まず、僕は開発コンサルタントと呼ばれるしごとをしている。発展途上国でプロジェクトを実施するしごとで、形態は様々だけれど、僕の場合は、政府事業で日本と海外(ずっとウガンダだ)を1〜2ヶ月単位で行き来している。
数ヶ月なので住む家は日本にあるし、住民票もそのままだ。要は出張である。
ここ数年は年の半分ほどアフリカにいるが、ホテル暮らしだし、別のプロジェクトに移動すると(業界用語で「スライド」という)ホテルも変わる場合が多い。
出国前申請の場合は海外に転出する転出届が必要だが、家が日本にあるので、転出届は出せない。
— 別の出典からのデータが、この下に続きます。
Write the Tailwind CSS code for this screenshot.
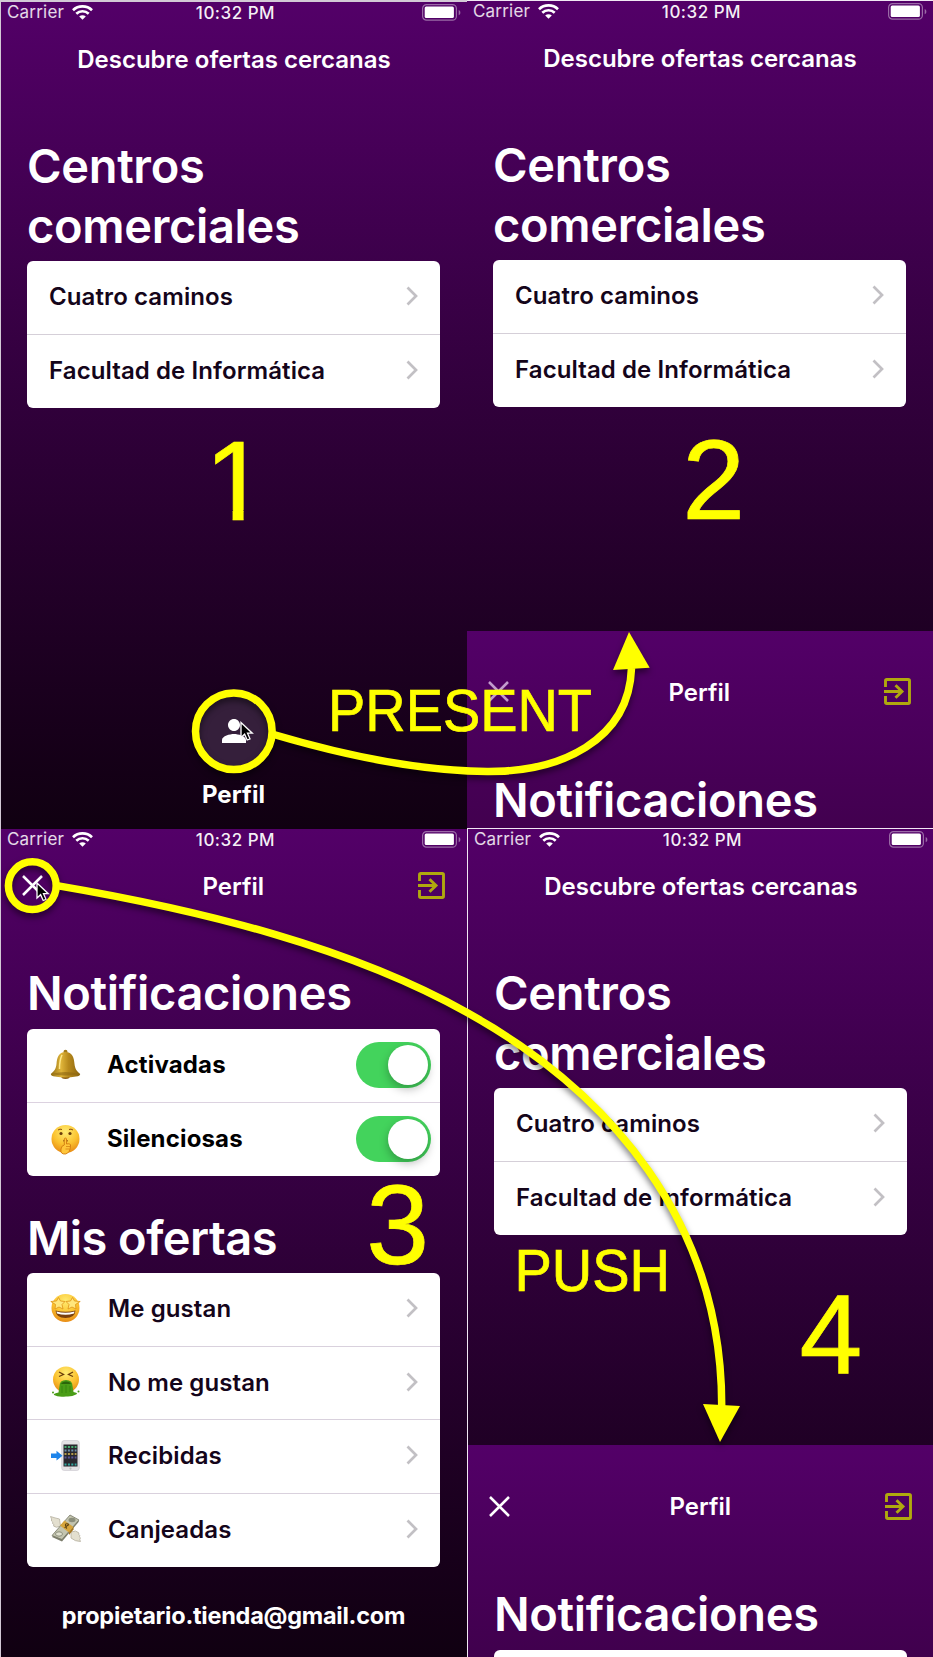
<!DOCTYPE html>
<html lang="es">
<head>
<meta charset="utf-8">
<title>Perfil: presentación de pantallas</title>
<script src="https://cdn.jsdelivr.net/npm/@tailwindcss/browser@4"></script>
</head>
<body class="bg-[#d3c9d6]">
<svg class="absolute size-0">
  <defs>
    <symbol id="wifi" viewBox="0 0 21 15"><path d="M1 5.2C6.2 .2 14.8 .2 20 5.2" fill="none" stroke="#fff" stroke-width="2.700"/><path d="M4.3 8.7C7.8 5.4 13.2 5.4 16.7 8.7" fill="none" stroke="#fff" stroke-width="2.700"/><path d="M10.500 14.700L7.200 11.400C9 9.800 12 9.800 13.800 11.400Z" fill="#fff"/></symbol>
    <symbol id="battery" viewBox="0 0 39 17"><rect x=".6" y=".6" width="33.800" height="15.600" rx="4" fill="none" stroke="#fff" stroke-opacity=".42" stroke-width="1.200"/><rect x="2.700" y="2.600" width="29.200" height="11.500" rx="1.500" fill="#fff"/><path d="M36.700 6v5.200c2.200-.8 2.200-4.400 0-5.200z" fill="#fff" fill-opacity=".42"/></symbol>
    <symbol id="chev" viewBox="0 0 12 20"><path d="M1.500 1.500L10 10L1.500 18.500" fill="none" stroke="#c2c0c4" stroke-width="2.700"/></symbol>
    <symbol id="exit" viewBox="0 0 27 27"><path d="M1.500 9V2.800Q1.500 1.500 2.800 1.500H24.200Q25.500 1.500 25.500 2.800V24.200Q25.500 25.500 24.200 25.500H2.800Q1.500 25.500 1.500 24.200V18M0 13.500H17.500M11.500 7.200L18 13.500L11.500 19.800" fill="none" stroke="#b0a90e" stroke-width="2.900"/></symbol>
    <symbol id="close" viewBox="0 0 21 21"><path d="M1 1L20 20M20 1L1 20" fill="none" stroke="currentColor" stroke-width="2.500"/></symbol>
    <linearGradient id="gold" x1="0" x2="1"><stop offset="0" stop-color="#8f6a10"/><stop offset=".35" stop-color="#e0b53a"/><stop offset=".6" stop-color="#b88a1c"/><stop offset="1" stop-color="#8a6410"/></linearGradient>
    <radialGradient id="face" cx=".5" cy=".25" r=".8"><stop offset="0" stop-color="#ffec72"/><stop offset=".55" stop-color="#fbc22f"/><stop offset="1" stop-color="#e58311"/></radialGradient>
    <clipPath id="stem"><path d="M200 430H262V510H243.600V524H232.600V510H200Z"/></clipPath>
  </defs>
</svg>
<main class="relative w-[933px] h-[1657px] overflow-hidden font-['Inter','Noto_Sans',sans-serif] text-white flex">

  <div class="w-[467px] shrink-0 pl-px pt-[2px] flex flex-col">
    <!-- 1: home -->
    <section class="h-[827px] shrink-0 flex flex-col overflow-hidden bg-linear-to-b from-[#530068] to-[#100011]">
      <div class="h-[21px] shrink-0 grid grid-cols-3 items-center pl-[6px] pr-[6px] text-[17px] leading-none text-white/85">
        <div class="flex items-center gap-[8px]"><span class="tracking-[0.2px]">Carrier</span><svg class="w-[21px] h-[15px]"><use href="#wifi"/></svg></div>
        <span class="text-center font-medium tracking-[0.5px] pl-[3px] pt-px text-white/95">10:32 PM</span>
        <svg class="w-[39px] h-[17px] justify-self-end"><use href="#battery"/></svg>
      </div>
      <div class="h-[72px] shrink-0 flex items-center justify-center pt-px text-[24px] font-semibold">Descubre ofertas cercanas</div>
      <h1 class="mt-[41px] ml-[26px] text-[47px] leading-[60px] font-semibold w-[300px] tracking-[-0.35px]">Centros comerciales</h1>
      <div class="mt-[5px] ml-[26px] mr-[27.500px] h-[147px] shrink-0 grid grid-rows-2 rounded-[6px] bg-white divide-y divide-[#d5cfd8] text-[24px] font-semibold text-[#14051a]">
        <div class="flex items-center justify-between pl-[22px] pr-[22px] pb-[2px]"><span class="mt-[2px] tracking-[0.1px]">Cuatro caminos</span><svg class="w-3 h-5"><use href="#chev"/></svg></div>
        <div class="flex items-center justify-between pl-[22px] pr-[22px] pb-[2px]"><span class="mt-[2px] tracking-[0.1px]">Facultad de Informática</span><svg class="w-3 h-5"><use href="#chev"/></svg></div>
      </div>
      <div class="mt-[281px] flex flex-col items-center pr-px">
        <div class="size-[84px] rounded-full bg-[#351f3b] flex items-center justify-center"><svg class="size-9 fill-white" viewBox="0 0 24 24"><path d="M12 12c2.210 0 4-1.790 4-4s-1.790-4-4-4-4 1.790-4 4 1.790 4 4 4zm0 2c-2.670 0-8 1.340-8 4v2h16v-2c0-2.660-5.330-4-8-4z"/></svg></div>
        <span class="mt-[4px] text-[24px] leading-[36px] font-bold tracking-[0.1px]">Perfil</span>
      </div>
    </section>

    <!-- 3: profile -->
    <section class="h-[828px] shrink-0 flex flex-col overflow-hidden bg-linear-to-b from-[#530068] to-[#100011]">
      <div class="h-[21px] shrink-0 grid grid-cols-3 items-center pl-[6px] pr-[6px] text-[17px] leading-none text-white/85">
        <div class="flex items-center gap-[8px]"><span class="tracking-[0.2px]">Carrier</span><svg class="w-[21px] h-[15px]"><use href="#wifi"/></svg></div>
        <span class="text-center font-medium tracking-[0.5px] pl-[3px] pt-px text-white/95">10:32 PM</span>
        <svg class="w-[39px] h-[17px] justify-self-end"><use href="#battery"/></svg>
      </div>
      <div class="h-[72px] shrink-0 flex items-center justify-between pl-[20.500px] pr-[22px] text-[24px] font-semibold">
        <svg class="w-[27px] h-[21px] mb-[2px]" viewBox="0 0 27 21"><use href="#close" width="21" height="21"/></svg><span class="mt-px">Perfil</span><svg class="size-[27px] mb-[2px]"><use href="#exit"/></svg>
      </div>
      <h1 class="mt-[41px] ml-[26px] text-[47px] leading-[60px] font-semibold tracking-[-0.35px]">Notificaciones</h1>
      <div class="mt-[6px] ml-[26px] mr-[27.500px] h-[147px] shrink-0 grid grid-rows-2 rounded-[6px] bg-white divide-y divide-[#dcd2e0] text-[24px] font-bold text-black">
        <div class="flex items-center pl-[23px] pr-[8.500px] pb-px">
          <svg class="w-[31px] h-[31px]" viewBox="0 0 31 31"><circle cx="15.500" cy="2.800" r="2" fill="#a27a18"/><ellipse cx="15.500" cy="27" rx="4.500" ry="3" fill="#8b5d17"/><path d="M15.500 3C8.500 3 7 9 6.500 15C6 20 4 22.500 .8 25Q1 27 5 27.500Q15.500 29.500 26 27.500Q30 27 30.200 25C27 22.500 25 20 24.500 15C24 9 22.500 3 15.500 3Z" fill="url(#gold)"/><path d="M2 25Q15.500 21 29 25Q15.500 28 2 25Z" fill="#8c6512" opacity=".6"/><path d="M12 6Q9.500 11 9.500 20" stroke="#ffe88a" stroke-width="1.500" fill="none"/></svg>
          <span class="ml-[26px] flex-1 tracking-[0.15px]">Activadas</span>
          <span class="w-[75px] h-[46px] rounded-full bg-[#43d35c] p-[3px] flex justify-end"><span class="size-10 rounded-full bg-white shadow-[0_4px_10px_rgba(0,0,0,.28)]"></span></span>
        </div>
        <div class="flex items-center pl-[23px] pr-[8.500px]">
          <svg class="w-[31px] h-[31px]" viewBox="0 0 31 31"><circle cx="15.500" cy="15" r="14" fill="url(#face)"/><circle cx="11" cy="9.500" r="1.600" fill="#6b3d0b"/><circle cx="20" cy="9.500" r="1.600" fill="#6b3d0b"/><path d="M8 6Q10 4.500 12 5.500M19 5.500Q21 4.500 23 6M13 17Q15.500 15.500 18 17" stroke="#8c4e0d" fill="none"/><path d="M14.300 15Q15.500 12.500 16.500 15V20Q21 19 20.500 22Q20 29 15.500 30Q10 30.500 11 25Q11.500 21.500 14.300 21Z" fill="#ffc63a" stroke="#d07a0e" stroke-width=".9"/><path d="M16 22.500h4M15.500 25h4" stroke="#d07a0e" stroke-width=".7"/></svg>
          <span class="ml-[26px] flex-1 tracking-[0.15px]">Silenciosas</span>
          <span class="w-[75px] h-[46px] rounded-full bg-[#43d35c] p-[3px] flex justify-end"><span class="size-10 rounded-full bg-white shadow-[0_4px_10px_rgba(0,0,0,.28)]"></span></span>
        </div>
      </div>
      <h1 class="mt-[32px] ml-[26px] text-[47px] leading-[60px] font-semibold tracking-[-0.55px]">Mis ofertas</h1>
      <div class="mt-[5px] ml-[26px] mr-[27.500px] h-[294px] shrink-0 grid grid-rows-4 rounded-[6px] bg-white divide-y divide-[#d9d1dd] text-[24px] font-semibold text-[#14051a]">
        <div class="flex items-center pl-[23px] pr-[22px] pb-[2px]">
          <svg class="size-[31px]" viewBox="0 0 31 31"><circle cx="15.500" cy="15" r="14" fill="url(#face)"/><path d="M5.500 17.500Q15.500 20 25.500 17.500Q25 25 15.500 25T5.500 17.500Z" fill="#7a3f0c"/><path d="M6.500 18.500Q15.500 21 24.500 18.500L24 20.500Q15.500 23 7 20.500Z" fill="#fff"/><path d="M8.500 4.500L10.500 8L15 8.500L12 11.500L13 16L9 14L5 16L5.500 11.500L.8 8.500L6.500 8Z" fill="#ffe67c" stroke="#dd9215" stroke-width=".8"/><path d="M22.500 4.500L20.500 8L16 8.500L19 11.500L18 16L22 14L26 16L25.500 11.500L30.200 8.500L24.500 8Z" fill="#ffe67c" stroke="#dd9215" stroke-width=".8"/></svg>
          <span class="mt-[2px] ml-[27px] flex-1 tracking-[0.1px]">Me gustan</span><svg class="w-3 h-5"><use href="#chev"/></svg></div>
        <div class="flex items-center pl-[23px] pr-[22px] pb-[2px]">
          <svg class="size-[31px]" viewBox="0 0 31 31"><circle cx="16" cy="13.500" r="13" fill="url(#face)"/><path d="M9 6l4.500 2.500L9 10.500M23 6l-4.500 2.500L23 10.500" fill="none" stroke="#6b3d0b" stroke-width="1.300"/><path d="M9.500 20Q9.500 14 16 14T22.500 20L23.500 26Q29 27 26 28.500Q22 31 16 30.500Q8 31.500 4 29Q3 27.500 8.500 26.500Z" fill="#4a9d17"/><path d="M11 18Q12 15.500 16 15.500T21 18Z" fill="#2c660b"/><circle cx="3" cy="26.500" r="1" fill="#4a9d17"/><circle cx="28.500" cy="25.500" r="1" fill="#4a9d17"/><path d="M12 20v7M16 19v8M20 20v6" stroke="#398610"/></svg>
          <span class="mt-[2px] ml-[27px] flex-1 tracking-[0.1px]">No me gustan</span><svg class="w-3 h-5"><use href="#chev"/></svg></div>
        <div class="flex items-center pl-[23px] pr-[22px] pb-[2px]">
          <svg class="size-[31px]" viewBox="0 0 31 31"><rect x="11.700" y=".5" width="17.600" height="30" rx="2.500" fill="#e4e2e5" stroke="#c9c6cc" stroke-width=".6"/><rect x="13.500" y="4.500" width="14" height="22" fill="#29272e"/><g stroke-width="2" stroke-dasharray="2 1.400"><path d="M14.500 7h12" stroke="#47ad72"/><path d="M14.500 10.500h12" stroke="#6d8faa"/><path d="M14.500 14h12" stroke="#b39a4a"/><path d="M14.500 17.500h12" stroke="#595596"/><path d="M14.500 24.500h12" stroke="#33a8a0"/></g><circle cx="20.500" cy="28.600" r="1.100" fill="#bbb"/><path d="M1 13.500H6.500V10.800L12.500 15.800L6.500 20.500V18H1Z" fill="#1e84ea"/></svg>
          <span class="mt-[2px] ml-[27px] flex-1 tracking-[0.1px]">Recibidas</span><svg class="w-3 h-5"><use href="#chev"/></svg></div>
        <div class="flex items-center pl-[23px] pr-[22px] pb-[2px]">
          <svg class="size-[31px]" viewBox="0 0 31 31"><path d="M.5 2.500Q5 4 9.500 5L10.500 12Q6 14.500 3.500 12Q5 10.500 2.500 9.500Q3.500 8 1.500 7Q2 5 .5 2.500ZM21 18Q26 15.500 29 19Q27.500 20.500 30 21.500Q28.500 23 30.500 24Q29 25 30.500 27.500Q25 27.500 21 24Z" fill="#e3dfcf" stroke="#b5b0a0" stroke-width=".8"/><path d="M2 23L20 2L29 7.500L12 27.500Z" fill="#7c7d6c"/><path d="M2 21.500L20 1L29 6L12 25.500Z" fill="#c3c4af" stroke="#777966" stroke-width=".8"/><ellipse cx="22" cy="6" rx="3.500" ry="2.200" fill="#8b8e7b"/><ellipse cx="9" cy="20" rx="3.500" ry="2.200" fill="#e0e0cf" stroke="#8b8e7b"/><path d="M10 11.500L14.500 6.500L23.500 13L19 18.500Z" fill="#d7a53c"/><path d="M19 18.500L23.500 13V15.500L19 21Z" fill="#a3731b"/><path d="M18.500 10Q15 9 15.500 11.500T17 14.500M14.500 13.500L19 10.500" stroke="#5d4211" fill="none" stroke-width="1.100"/></svg>
          <span class="mt-px ml-[27px] flex-1 tracking-[0.1px]">Canjeadas</span><svg class="w-3 h-5"><use href="#chev"/></svg></div>
      </div>
      <div class="mt-[30.500px] pr-px text-center text-[23.500px] leading-[36px] font-bold tracking-[-0.25px]">propietario.tienda@gmail.com</div>
    </section>
  </div>

  <div class="w-[466px] shrink-0 flex flex-col pt-px bg-[#f1e8f4]">
    <!-- 2: profile sheet rising -->
    <section class="h-[827px] shrink-0 flex flex-col overflow-hidden bg-linear-to-b from-[#530068] to-[#100011]">
      <div class="h-[21px] shrink-0 grid grid-cols-3 items-center pl-[6px] pr-[6px] text-[17px] leading-none text-white/85">
        <div class="flex items-center gap-[8px]"><span class="tracking-[0.2px]">Carrier</span><svg class="w-[21px] h-[15px]"><use href="#wifi"/></svg></div>
        <span class="text-center font-medium tracking-[0.5px] pl-[3px] pt-px text-white/95">10:32 PM</span>
        <svg class="w-[39px] h-[17px] justify-self-end"><use href="#battery"/></svg>
      </div>
      <div class="h-[72px] shrink-0 flex items-center justify-center pt-px text-[24px] font-semibold">Descubre ofertas cercanas</div>
      <h1 class="mt-[41px] ml-[26px] text-[47px] leading-[60px] font-semibold w-[300px] tracking-[-0.35px]">Centros comerciales</h1>
      <div class="mt-[5px] ml-[26px] mr-[27.500px] h-[147px] shrink-0 grid grid-rows-2 rounded-[6px] bg-white divide-y divide-[#d5cfd8] text-[24px] font-semibold text-[#14051a]">
        <div class="flex items-center justify-between pl-[22px] pr-[22px] pb-[2px]"><span class="mt-[2px] tracking-[0.1px]">Cuatro caminos</span><svg class="w-3 h-5"><use href="#chev"/></svg></div>
        <div class="flex items-center justify-between pl-[22px] pr-[22px] pb-[2px]"><span class="mt-[2px] tracking-[0.1px]">Facultad de Informática</span><svg class="w-3 h-5"><use href="#chev"/></svg></div>
      </div>
      <div class="mt-[224px] h-[197px] shrink-0 pt-[25px] bg-linear-to-b from-[#530068] to-[#42004f]">
        <div class="h-[72px] flex items-center justify-between pl-[20.500px] pr-[22px] text-[24px] font-semibold">
          <svg class="w-[27px] h-[21px] mb-[2px] text-[#c29ccd]" viewBox="0 0 27 21"><use href="#close" width="21" height="21"/></svg><span class="mt-px">Perfil</span><svg class="size-[27px] mb-[2px]"><use href="#exit"/></svg>
        </div>
        <h1 class="mt-[42px] ml-[26px] text-[47px] leading-[60px] font-semibold tracking-[-0.35px]">Notificaciones</h1>
      </div>
    </section>

    <!-- 4: profile sheet leaving -->
    <section class="mt-px ml-px h-[828px] shrink-0 flex flex-col overflow-hidden bg-linear-to-b from-[#530068] to-[#100011]">
      <div class="h-[21px] w-[466px] shrink-0 grid grid-cols-3 items-center pl-[6px] pr-[6px] text-[17px] leading-none text-white/85">
        <div class="flex items-center gap-[8px]"><span class="tracking-[0.2px]">Carrier</span><svg class="w-[21px] h-[15px]"><use href="#wifi"/></svg></div>
        <span class="text-center font-medium tracking-[0.5px] pl-[3px] pt-px text-white/95">10:32 PM</span>
        <svg class="w-[39px] h-[17px] justify-self-end"><use href="#battery"/></svg>
      </div>
      <div class="h-[72px] w-[466px] shrink-0 flex items-center justify-center pt-px text-[24px] font-semibold">Descubre ofertas cercanas</div>
      <h1 class="mt-[41px] ml-[26px] text-[47px] leading-[60px] font-semibold w-[300px] tracking-[-0.35px]">Centros comerciales</h1>
      <div class="mt-[5px] ml-[26px] mr-[26.500px] h-[147px] shrink-0 grid grid-rows-2 rounded-[6px] bg-white divide-y divide-[#d5cfd8] text-[24px] font-semibold text-[#14051a]">
        <div class="flex items-center justify-between pl-[22px] pr-[22px] pb-[2px]"><span class="mt-[2px] tracking-[0.1px]">Cuatro caminos</span><svg class="w-3 h-5"><use href="#chev"/></svg></div>
        <div class="flex items-center justify-between pl-[22px] pr-[22px] pb-[2px]"><span class="mt-[2px] tracking-[0.1px]">Facultad de Informática</span><svg class="w-3 h-5"><use href="#chev"/></svg></div>
      </div>
      <div class="mt-[210px] h-[212px] shrink-0 pt-[25px] bg-linear-to-b from-[#530068] to-[#40004d]">
        <div class="h-[72px] w-[466px] flex items-center justify-between pl-[20.500px] pr-[22px] text-[24px] font-semibold">
          <svg class="w-[27px] h-[21px]" viewBox="0 0 27 21"><use href="#close" width="21" height="21"/></svg><span class="mt-[2px]">Perfil</span><svg class="size-[27px]"><use href="#exit"/></svg>
        </div>
        <h1 class="mt-[42px] ml-[26px] text-[47px] leading-[60px] font-semibold tracking-[-0.35px]">Notificaciones</h1>
        <div class="mt-[5.500px] ml-[26px] mr-[26.500px] h-[147px] rounded-[6px] bg-white"></div>
      </div>
    </section>
  </div>

  <!-- annotations over the four screens -->
  <svg class="absolute inset-0 font-['Liberation_Sans',Arial,sans-serif]" width="933" height="1657" viewBox="0 0 933 1657">
    <g fill="#000" stroke="#fff" stroke-width="1.300">
      <path d="M241 722.500V737.500L244.600 734.200L247.200 740L250 738.800L247.500 733.200H252.300Z"/>
      <path d="M37 883V898L40.600 894.700L43.200 900.500L46 899.300L43.500 893.700H48.300Z"/>
    </g>
    <g class="drop-shadow-[0_4px_3px_rgba(0,0,0,.5)]" fill="none" stroke="#ff0" stroke-width="7.500">
      <circle cx="233.800" cy="731.200" r="38.300"/>
      <circle cx="32.300" cy="885.700" r="23.900"/>
      <path d="M272 734C343 755 420 771 487 771.500C560 772 629 741 631.500 668"/>
      <path d="M57 885.600C206 911 352 948 467 1012.500C610 1092 722 1222 721.700 1406"/>
      <path d="M629 632L613 670L649.700 667.700Z" fill="#ff0" stroke="none"/>
      <path d="M720 1442L703 1404L740 1406Z" fill="#ff0" stroke="none"/>
    </g>
    <g fill="#ff0" stroke="#ff0" stroke-width=".7">
      <text x="328" y="731.300" font-size="59" textLength="264" lengthAdjust="spacingAndGlyphs">PRESENT</text>
      <text x="514.500" y="1290.600" font-size="58.500" textLength="155.500" lengthAdjust="spacingAndGlyphs">PUSH</text>
      <text x="204.700" y="519.500" font-size="113" clip-path="url(#stem)">1</text>
      <text x="682.300" y="519" font-size="113">2</text>
      <text x="366.300" y="1264" font-size="113">3</text>
      <text x="799.500" y="1373.500" font-size="113">4</text>
    </g>
  </svg>
</main>
</body>
</html>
また、在外公館申請には、最低でも3ヶ月間の居住が必要で、出張期間はそれより短い場合がほとんどだ。
何ヶ月も前から選挙日程が決まっていたら、その日に合わせて帰国することも考えられる(それにも大変な調整が必要になる)が、石破茂首相が今回の選挙を正式に決めたのは、首相に就任した10月1日だった。
通常、国内出張で名簿登録地にいない人は「不在者投票」をする。だから「海外で不在者投票ができないか」も調べた。
これは「特定国外派遣組織」に属している人ならできるそうだ。ただし、特定国外派遣組織とは「法律の規定に基づき国外に派遣される組織」を指す。例えば、イラクに派遣された時の自衛隊がこれに当たる。
僕は、日本政府の公共事業で派遣されているが、派遣自体が法律の規定に基づいているわけではなく、これも該当しない。
結論として、僕に限らず、海外出張と投票期間が重なってしまった人は、選挙自体に参加できないのである。海外出張は選挙制度のエアポケットなのだ。
政治に参加できないこわさ
ここからは自分の話だ。
以前は、政治にあまり関心がなかった。
発展途上国で仕事しているし、社会や国際情勢に興味は昔からあった。だが、例えば大学時代のそれは、手足や血や肉には直につながっていない、頭でっかちな知識にすぎなかった。
歴史学者の清水透さんはこうした実体験と結びつかない知識を「感じることのない知識」と呼んでいる。とても好きな言葉だ。
だが、20代の間に色んなことがあった。
オランダやブラジル、ウガンダに住み、今では各々の場所に大切な人たちがいる。
社会人になり、コロナがあり、ウクライナの戦争やガザの虐殺が起きた。今年は日本でも大きな災害があった。
最近は毎朝、スマホで新聞を読みながら、仕事と日常があることは奇跡のようだと感じながら、カーテンを開ける。こんなにもニュースを読むのが苦しいことは今年までなかった。
税金も納めている。市民税がめっちゃ高い。
パートナーがいて、結婚も考えているけれど、選択的夫婦別姓が実現しないことが心理的ハードルになっている。
円安。値上げ。年金。社会保障。定年。
否応なしに、どんどん、政治は自分ごとになってきている。
いや、本当は最初からそうで、今まで気づかずに生きてきただけなのだ。
年を重ねて、政治が「感じる知識」になってきたのである。
選挙制度からこぼれ落ちて感じたのは、「政治に参加できないこわさ」だった。
もちろん、投票しても、票を入れた政党や候補者が当選するとは限らないし、声が政治に届かないと歯がゆい思いをしている人も多いだろう。
でも、選挙権があるのに投票しないのと、投票した人が落選するのと、投票自体ができないのは、別の話だ。
意見があっても、伝える術がないのは、こわい。自分事が自分の管轄の外で決まっていくこわさだ。
政治と生活を身近な今、そのこわさが際立つ。明日戦争は始まらないが、五年後十年後は分からない。
振り返ると、僕は自分に選挙権があることが、当たり前だと思って生きてきた。
でも、日本で生活する外国人の方は今も帰化しない限り選挙権がないし、女性参政権が初めて行使されたのも第二次世界大戦後の1946年。
そもそも日本で初めて選挙が行われたのは1890年、たかだか百数十年前だ。
ほんとうに改めて思った。
選挙という「声を届ける仕組み」は一人一人が行使する大切な権利なのだと。
選挙、行きたかったな。今回は、行けないけれど。
とりあえず、今はできることとして、この文章を書いた。
少しでも国が良い方向に進む選挙でありますように。